How to Damage Your Daughter In One Easy Step
Michelle Watson
As you can imagine, when men hear that I specialize in the dad-daughter relationship, I often experience one of two things:
I’m asked challenging questions that come from deep places of confusion, hurt and/or frustration with his daughter…or….
Proud fathers pull out their phones and show me heartwarming pictures of their girls (especially when looking at pics from when they were or are under the age of 10)
I’ll always remember the time I met a young dad who enthusiastically told me about his adorable 2½-year old daughter. His face lit up as he shared about his little treasure, one who clearly holds the key to his heart.
When he found out that I’ve written books on this very subject, he leaned in and very intentionally asked, “In 20 seconds what advice can you give me as a dad to a daughter?”
I didn’t hesitate for a moment.
“Make sure to always drop your anger and/or any emotions or expressions that communicate negativity towards her with your body language or tone of voice.”
I continued. “Anger is the number one way to hurt your daughter’s heart. So even when she pushes your buttons as she gets older, make a commitment not to respond in anger or frustration or disgust as a way to assert your power because it is the most effective way to destroy her and close her spirit.”
Though my 20 seconds were up, he was still listening. So I kept going.
“There are a couple of places in the Bible that say that it’s all about you as a dad being the first one to turn your HEART, not just your head, towards your daughter, especially if you want her to turn her heart towards you. In fact, God says that if the hearts of fathers don’t turn towards their children, He will come and strike the land with a curse. Pretty intense, eh?”
After our short conversation I walked away and thought that perhaps my strong response was too negative. I wondered if it would have been better to have told him what to do instead of what not to do.
But on second thought, I recalled the numerous men I’ve spoken with over the last decade who have been way more interested in knowing how not to mess up as a dad with their daughters. I know you’re like those guys or you wouldn’t be reading my blog! And I also believe that you want to do it right and get it right and say it right.
Before we go any further, let me define my terms. By “anger responses or negative emotion/expressions” I am referring to the rolling of your eyes, gasping, intense/stern facial expressions, raising your voice, yelling, swearing, name-calling, throwing things, hitting (people or inanimate objects), inappropriate gestures, frowning, failure to make eye contact, lack of attentiveness, indifference….you get the gist!
Because your daughter longs for your approval, when you respond aggressively or negatively towards her, she’ll distance herself from you so she doesn’t feel like she’s a big disappointment to you.
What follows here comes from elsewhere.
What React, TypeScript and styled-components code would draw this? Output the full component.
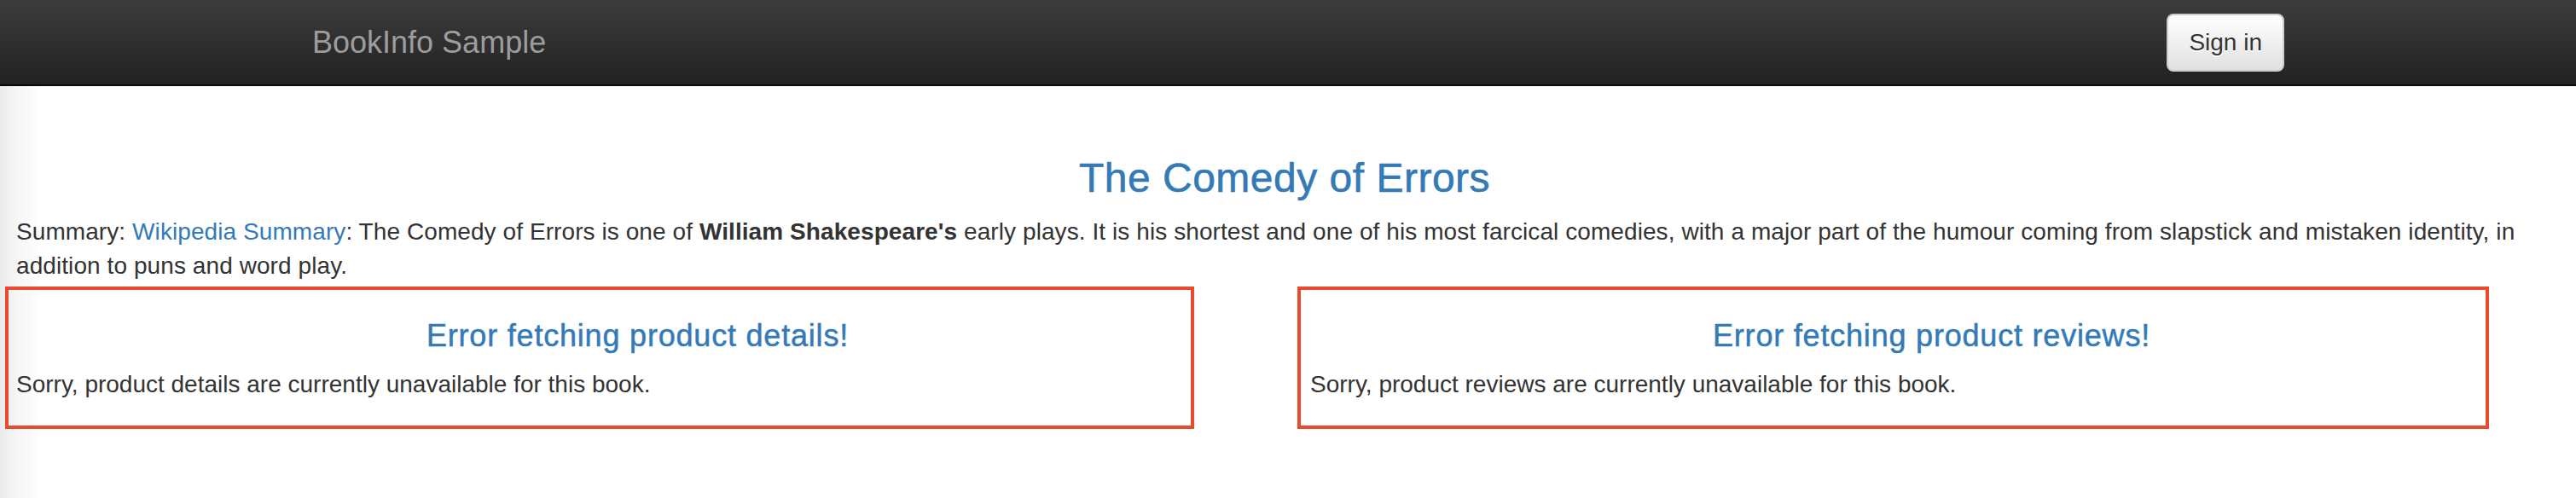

That said, here are five main ways that a dad’s anger or negative emotions/expressions impact his daughter in one easy step:
Your anger destroys her spirit
Your anger shuts her down
Your anger crushes the core of who she is
Your anger causes her to give up
Your anger makes her believe she unloveable and unworthy and not worth loving
My belief is that every one of you dads want the opposite of these five things when it comes to fathering your daughter.
You want her to stay open in her spirit and live strong from her core. You want her be all of who she is created to be while living from a deep knowledge that she is loved and worthy of being loved with the ultimate expression being that she is able to share her love with the world.
With that in mind, here’s the bottom line for you, dad: The only way your daughter will achieve this goal is for you to stay the course consistently, daily.
Instruct her without anger (or negative responses)
Discipline her without anger
Dialogue with her without anger
Disagree with her without anger
Lead her without anger
Choose today to set a new course by determining that when you’re triggered you will walk away and get your feet back on the ground before responding. Of course you are human, so when you’ve hurt her, humble yourself and make amends. Ask forgiveness (this is a heart healing, heart restorative move).
Make a covenant with your mouth (and your face) not to vent anger at your daughter from this day forward. But if you do, make it right as soon as possible while building her up with loving words.
That, my friend, is how you can strengthen the core of your daughter’s being in one easy step!